Drax pulls out of CCS project on concerns over UK govt green policy reversals

Published 00:21 on September 25, 2015  /  Last updated at 14:27 on September 25, 2015  /  EMEA, EU ETS

UK power generator Drax has pulled out of a carbon capture and storage (CCS) project after company profits were severely hit by “critical reversals” in the British government’s green policies, the Financial Times reported late Thursday.

UK power generator Drax has pulled out of a carbon capture and storage (CCS) project after company profits were severely hit by “critical reversals” in the British government’s green policies, the Financial Times reported late Thursday.

Speaking to the paper, Peter Emery, the Drax board member chairing the Capture Power consortium developing the project dubbed White Rose, said concerns over future support from the ruling Conservatives for low-carbon initiatives had also dented investor confidence.

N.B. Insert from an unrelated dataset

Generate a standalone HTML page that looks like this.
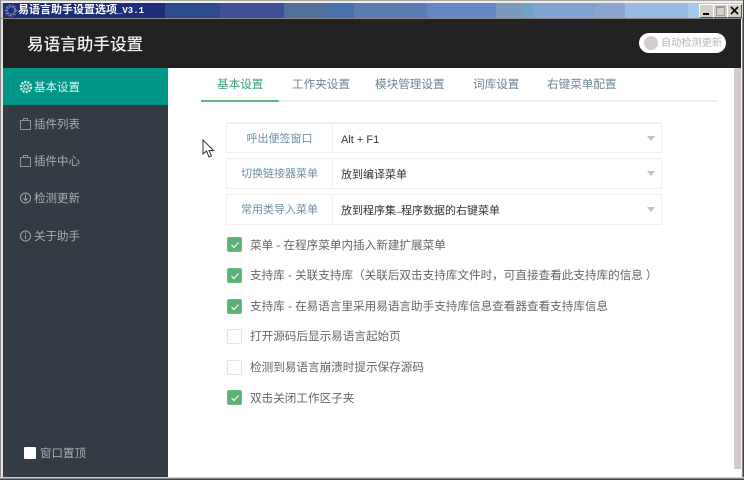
<!DOCTYPE html>
<html><head><meta charset="utf-8">
<style>
html,body{margin:0;padding:0}
body{width:744px;height:480px;position:relative;overflow:hidden;background:#fff;font-family:"Liberation Sans","Noto Sans CJK SC",sans-serif;font-size:12px}
.a{position:absolute}
.t{position:absolute;white-space:nowrap;line-height:16px;height:16px}
.band{position:absolute;top:3px;height:15px}
.sb{color:#a9adb0;font-size:11.5px;left:34px}
.ic{position:absolute;left:19px}
.tab{color:#6f8593;top:77px;font-size:11.6px}
.row{position:absolute;left:226px;width:434px;height:29px;border:1px solid #efefef}
.row i{position:absolute;left:105px;top:0;bottom:0;width:1px;background:#efefef}
.lb{position:absolute;left:0;width:105px;text-align:center;top:7px;color:#6f8fa3;line-height:16px;font-style:normal;font-size:11px}
.val{position:absolute;left:114px;top:8px;color:#333;line-height:16px;font-size:11px;white-space:nowrap}
.arr{position:absolute;right:6px;top:12px;width:0;height:0;border:4.5px solid transparent;border-top:5px solid #c2c2c2;border-bottom:0}
.ck{position:absolute;left:227px;width:15px;height:15px;box-sizing:border-box;border-radius:2px}
.on{background:#5bb075;border:1px solid #6cbc84}
.off{background:#fff;border:1px solid #e2e2e2}
.lab{left:250px;color:#666;font-size:11.6px}
</style></head><body>
<div class="a" style="left:0;top:0;width:744px;height:480px;background:#d4d0c8"></div>
<div class="a" style="left:0;top:0;width:744px;height:1px;background:#a8a8a8"></div>
<div class="a" style="left:1px;top:1px;width:742px;height:2px;background:#f0eeea"></div>
<div class="a" style="left:0;top:0;width:1px;height:480px;background:#8a8a8a"></div>
<div class="band" style="left:3px;width:162px;background:#1e2d78"></div>
<div class="band" style="left:165px;width:55px;background:#2c4b8d"></div>
<div class="band" style="left:220px;width:64px;background:#414f96"></div>
<div class="band" style="left:284px;width:43px;background:#4f709a"></div>
<div class="band" style="left:327px;width:27px;background:#4a70ab"></div>
<div class="band" style="left:354px;width:73px;background:#5a7cb2"></div>
<div class="band" style="left:427px;width:69px;background:#6488c3"></div>
<div class="band" style="left:496px;width:28px;background:#7b9bbc"></div>
<div class="band" style="left:524px;width:9px;background:#6ea3c8"></div>
<div class="band" style="left:533px;width:62px;background:#7fa2d3"></div>
<div class="band" style="left:595px;width:30px;background:#8aa6d0"></div>
<div class="band" style="left:625px;width:63px;background:#97bbe5"></div>
<div class="band" style="left:688px;width:53px;background:#a3c9ef"></div>
<svg class="a" style="left:4px;top:3px" width="14" height="15" viewBox="0 0 14 15"><circle cx="7" cy="7.5" r="4.2" fill="none" stroke="#6f80b0" stroke-width="2.4" stroke-dasharray="2 1"/><circle cx="7" cy="7.5" r="6" fill="none" stroke="#4d5f98" stroke-width="1.2" stroke-dasharray="2 1.6"/></svg>
<div class="t" style="left:18px;top:2px;color:#fff;font-weight:700;font-size:11px;font-family:'Liberation Sans','Noto Sans CJK SC',sans-serif">易语言助手设置选项<span style="font-family:'Liberation Mono',monospace;font-size:9px;letter-spacing:0">_V3.1</span></div>
<!-- window buttons -->
<div class="a" style="left:699px;top:4px;width:13px;height:12px;background:#d4d0c8;border:1px solid;border-color:#fff #555 #555 #fff"><div class="a" style="left:3px;top:8px;width:6px;height:2px;background:#000"></div></div>
<div class="a" style="left:713px;top:4px;width:13px;height:12px;background:#d4d0c8;border:1px solid;border-color:#fff #555 #555 #fff"><div class="a" style="left:2px;top:1px;width:7px;height:7px;border:1px solid #9a9a9a;border-top-width:2px"></div></div>
<div class="a" style="left:727px;top:4px;width:13px;height:12px;background:#d4d0c8;border:1px solid;border-color:#fff #555 #555 #fff"><svg class="a" style="left:2px;top:1px" width="9" height="9" viewBox="0 0 9 9"><path d="M1 1L8 8M8 1L1 8" stroke="#000" stroke-width="1.6"/></svg></div>
<div class="a" style="left:0;top:18px;width:744px;height:1px;background:#8a8a8a"></div>
<!-- header -->
<div class="a" style="left:3px;top:19px;width:738px;height:49px;background:#222"></div>
<div class="t" style="left:27px;top:34px;color:#f2f2f2;font-size:16.6px;font-weight:500;line-height:22px;height:22px">易语言助手设置</div>
<div class="a" style="left:639px;top:33px;width:87px;height:20px;background:#fff;border-radius:10px"></div>
<div class="a" style="left:644px;top:36px;width:14px;height:14px;background:#d3cbcd;border-radius:50%"></div>
<div class="t" style="left:661px;top:36px;color:#b5b5b5;font-size:10.2px">自动检测更新</div>
<!-- main -->
<div class="a" style="left:3px;top:68px;width:738px;height:409px;background:#fff"></div>
<div class="a" style="left:3px;top:68px;width:165px;height:409px;background:#333c45"></div>
<div class="a" style="left:3px;top:68px;width:165px;height:37px;background:#009688"></div>
<svg class="ic" style="top:80px" width="14" height="14" viewBox="0 0 14 14"><circle cx="7" cy="7" r="2.2" fill="none" stroke="#d8efec" stroke-width="1.2"/><circle cx="7" cy="7" r="5" fill="none" stroke="#d8efec" stroke-width="2.4" stroke-dasharray="2 1.1"/></svg>
<div class="t sb" style="top:80px;color:#e4f3f1">基本设置</div>
<svg class="ic" style="top:117px" width="14" height="14" viewBox="0 0 14 14" fill="none" stroke="#8f9497"><path d="M1.500 3.500H11.500V12.500H1.500ZM4.500 3.500V1.500H8.500V3.500"/></svg>
<div class="t sb" style="top:117px">插件列表</div>
<svg class="ic" style="top:154px" width="14" height="14" viewBox="0 0 14 14" fill="none" stroke="#8f9497"><path d="M1.500 3.500H11.500V12.500H1.500ZM4.500 3.500V1.500H8.500V3.500"/></svg>
<div class="t sb" style="top:154px">插件中心</div>
<svg class="ic" style="top:191px" width="14" height="14" viewBox="0 0 14 14" fill="none" stroke="#a0a4a7"><circle cx="6.500" cy="7" r="5"/><path d="M6.500 3.500V9M4.500 7.500L6.500 9.500L8.500 7.500"/></svg>
<div class="t sb" style="top:191px">检测更新</div>
<svg class="ic" style="top:229px" width="14" height="14" viewBox="0 0 14 14" fill="none" stroke="#a0a4a7"><circle cx="6.500" cy="7" r="5"/><path d="M6.500 6V10M6.500 3.500V5"/></svg>
<div class="t sb" style="top:229px">关于助手</div>
<div class="a" style="left:24px;top:447px;width:12px;height:12px;background:#fff;border-radius:1px"></div>
<div class="t sb" style="left:40px;top:446px">窗口置顶</div>
<!-- tabs -->
<div class="a" style="left:201px;top:100px;width:517px;height:2px;background:#f0f0f0"></div>
<div class="a" style="left:201px;top:100px;width:78px;height:2px;background:#5fb878"></div>
<div class="t tab" style="left:217px;color:#3f9f86">基本设置</div>
<div class="t tab" style="left:292px">工作夹设置</div>
<div class="t tab" style="left:375px">模块管理设置</div>
<div class="t tab" style="left:473px">词库设置</div>
<div class="t tab" style="left:547px">右键菜单配置</div>
<!-- cursor -->
<svg class="a" style="left:202px;top:139px" width="14" height="20" viewBox="0 0 14 20"><path d="M1 1V15L4.500 12L7 18L9.500 17L7 11.500H11.500Z" fill="#fff" stroke="#333" stroke-width="1"/></svg>
<!-- rows -->
<div class="row" style="top:122px;border-top-width:2px;height:28px"><i></i><em class="lb">呼出便签窗口</em><span class="val">Alt + F1</span><b class="arr"></b></div>
<div class="row" style="top:158px"><i></i><em class="lb">切换链接器菜单</em><span class="val">放到编译菜单</span><b class="arr"></b></div>
<div class="row" style="top:194px"><i></i><em class="lb">常用类导入菜单</em><span class="val">放到程序集<span style="font-size:8px;margin:0 -1.5px">→</span>程序数据的右键菜单</span><b class="arr"></b></div>
<!-- checks -->
<div class="ck on" style="top:237px"><svg class="a" style="left:1px;top:1px" width="12" height="12" viewBox="0 0 12 12"><path d="M2.500 6L5 8.500L9.500 3.500" fill="none" stroke="#e8f6ec" stroke-width="1.300"/></svg></div>
<div class="t lab" style="top:238px">菜单 - 在程序菜单内插入新建扩展菜单</div>
<div class="ck on" style="top:268px"><svg class="a" style="left:1px;top:1px" width="12" height="12" viewBox="0 0 12 12"><path d="M2.500 6L5 8.500L9.500 3.500" fill="none" stroke="#e8f6ec" stroke-width="1.300"/></svg></div>
<div class="t lab" style="top:268px">支持库 - 关联支持库（关联后双击支持库文件时，可直接查看此支持库的信息<span style="margin-left:3px">）</span></div>
<div class="ck on" style="top:299px"><svg class="a" style="left:1px;top:1px" width="12" height="12" viewBox="0 0 12 12"><path d="M2.500 6L5 8.500L9.500 3.500" fill="none" stroke="#e8f6ec" stroke-width="1.300"/></svg></div>
<div class="t lab" style="top:299px">支持库 - 在易语言里采用易语言助手支持库信息查看器查看支持库信息</div>
<div class="ck off" style="top:329px"></div>
<div class="t lab" style="top:329px">打开源码后显示易语言起始页</div>
<div class="ck off" style="top:360px"></div>
<div class="t lab" style="top:360px">检测到易语言崩溃时提示保存源码</div>
<div class="ck on" style="top:390px"><svg class="a" style="left:1px;top:1px" width="12" height="12" viewBox="0 0 12 12"><path d="M2.500 6L5 8.500L9.500 3.500" fill="none" stroke="#e8f6ec" stroke-width="1.300"/></svg></div>
<div class="t lab" style="top:391px">双击关闭工作区子夹</div>
<!-- scrollbar -->
<div class="a" style="left:734px;top:68px;width:7px;height:401px;background:#d3cbcd"></div>
<!-- borders -->
<div class="a" style="left:741px;top:19px;width:1px;height:459px;background:#f4f2ee"></div>
<div class="a" style="left:742px;top:19px;width:1px;height:459px;background:#8a8a8a"></div>
<div class="a" style="left:743px;top:0;width:1px;height:480px;background:#444"></div>
<div class="a" style="left:1px;top:19px;width:2px;height:458px;background:#e4e2de"></div>
<div class="a" style="left:0;top:477px;width:744px;height:1px;background:#d0cec8"></div>
<div class="a" style="left:0;top:478px;width:744px;height:1px;background:#8a8a8a"></div>
<div class="a" style="left:0;top:479px;width:744px;height:1px;background:#444"></div>
</body></html>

“The government has to make difficult decisions based on affordability and, in turn, so are we,” Emery added, referring to recent cuts in subsidies for solar and wind power installations that UK Secretary of State for Energy and Climate Change Amber Rudd said were needed to protect British consumers.

The government also in July announced that low-carbon power producers will no longer be exempt from the UK Climate Change Levy, knocking more than a quarter off the price of Drax shares that day.

The White Rose project is also being developed by France’s Alstom and the BOC industrial gas group, and involves building a 450-megawatt coal-fired plant in Yorkshire, next to Drax’s existing power station at the site.  The new installation would be capable of burying 2 million tonnes of CO2 annually, or 90% of its emissions, into a depleted gas field in the North Sea.

The two companies said they were committed to completing the project.

The UK government has put up £1 billion to support the technology, which has been bid for by White Rose as well as Shell’s Peterhead gas project

A third CCS project in manufacturing hub Teesside, backed by four industrial firms including Thailand’s SSI Steel and South Korean petrochemical manufacturer KP Chemical, could also in peril after SSI last week said it was halting its UK operations.

White Rose last year won a €300 million grant from the EU in the second round of its NER300 programme, in which 300 million EUAs that had been held for new entrants to the EU ETS were sold to raise cash for investment in renewables and CCS.

But the FT reported that White Rose’s future still depends on winning some of the £1 billion that has been up for grabs in the UK government competition since 2007.

Britain’s Department of Energy and Climate Change told the FT that the government was “committed to developing carbon capture in the UK”, and would continue to negotiate with the two remaining bidders (White Rose and Peterhead). A decision on the CCS competition is expected in early 2016.

CCS has been called a “silver bullet” in the fight against climate change, but the technology’s exorbitant cost and concerns over leaks have held it back.

As a result, there is currently just one commercial power station with CCS, located in Canada, though the project’s CO2 savings are undone as the gas captured is being used for enhanced oil recovery.